● Data provided:
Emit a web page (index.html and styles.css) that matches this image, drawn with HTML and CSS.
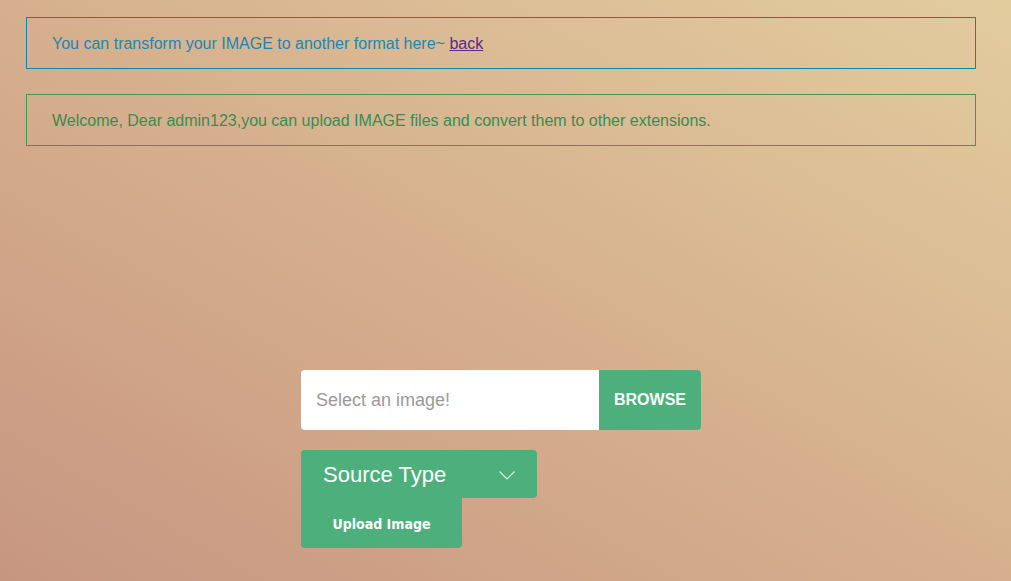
FILE: index.html
```html
<!DOCTYPE html>
<html>
<head>
<meta charset="utf-8">
<title>Image Transform</title>
<link rel="stylesheet" href="styles.css">
</head>
<body>
<div class="page">
  <div class="notice notice-info"><p class="notice-text">You can transform your IMAGE to another format here~ <a href="#" class="back">back</a></p></div>
  <div class="notice notice-success"><p class="notice-text">Welcome, Dear admin123,you can upload IMAGE files and convert them to other extensions.</p></div>
  <form class="upload-form">
    <div class="file-row">
      <input class="file-input" type="text" placeholder="Select an image!">
      <button type="button" class="browse">BROWSE</button>
    </div>
    <div class="select-box">
      <span class="select-label">Source Type</span>
      <svg class="chevron" width="16" height="9" viewBox="0 0 16 9"><path d="M0.5 0.5 L8 8 L15.5 0.5" fill="none" stroke="#d8efe2" stroke-width="1.2"/></svg>
    </div>
    <button type="button" class="upload">Upload Image</button>
  </form>
</div>
</body>
</html>
```
FILE: styles.css
```css
html, body {
  margin: 0;
  height: 100%;
}
body {
  background: linear-gradient(to top right, #c79681 0%, #d6b08e 50%, #e2cc9e 100%);
  font-family: "Liberation Sans", Arial, sans-serif;
  min-height: 581px;
}
.page {
  padding: 17px 35px 0 26px;
  display: flex;
  flex-direction: column;
  gap: 25px;
}
.notice {
  height: 50px;
  border: 1px solid;
  padding: 0 25px;
  display: flex;
  align-items: center;
  font-size: 16px;
}
.notice-text {
  margin: 2px 0 0;
}
.notice-info {
  border-color: #0b87ad;
  color: #1a87b2;
}
.notice-success {
  border-color: #3a9c5c;
  color: #3b8b52;
}
.back {
  color: #5c2a86;
  text-decoration: underline;
}
.upload-form {
  margin-top: 199px;
  align-self: center;
  width: 400px;
  display: flex;
  flex-direction: column;
}
.file-row {
  display: flex;
  height: 60px;
  border-radius: 4px;
  overflow: hidden;
}
.file-input {
  flex: 1;
  border: none;
  outline: none;
  background: #fff;
  padding: 0 15px;
  font-family: "Liberation Sans", Arial, sans-serif;
  font-size: 18px;
  color: #555;
}
.file-input::placeholder {
  color: #9a9a9a;
}
.browse {
  width: 102px;
  border: none;
  background: #4daf7c;
  color: #fff;
  font-family: "Liberation Sans", Arial, sans-serif;
  font-weight: bold;
  font-size: 16px;
  padding: 0;
}
.select-box {
  margin-top: 20px;
  width: 236px;
  height: 48px;
  box-sizing: border-box;
  background: #4daf7c;
  border-radius: 4px 4px 4px 0;
  display: flex;
  align-items: center;
  justify-content: space-between;
  padding: 0 22px 0 22px;
  color: #fff;
}
.select-label {
  font-size: 22px;
  margin-top: 2px;
}
.chevron {
  display: block;
  margin-top: 2px;
}
.upload {
  width: 161px;
  height: 50px;
  border: none;
  background: #4daf7c;
  color: #fff;
  border-radius: 0 0 4px 4px;
  font-family: "DejaVu Sans Condensed", "DejaVu Sans", Verdana, sans-serif;
  font-weight: bold;
  font-size: 14px;
  padding: 2px 0 0;
}
```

● Problem to solve:
Go through the listing above line by line and say how many lines hold the word "index". Reply with that number only.

● Expected answer:
2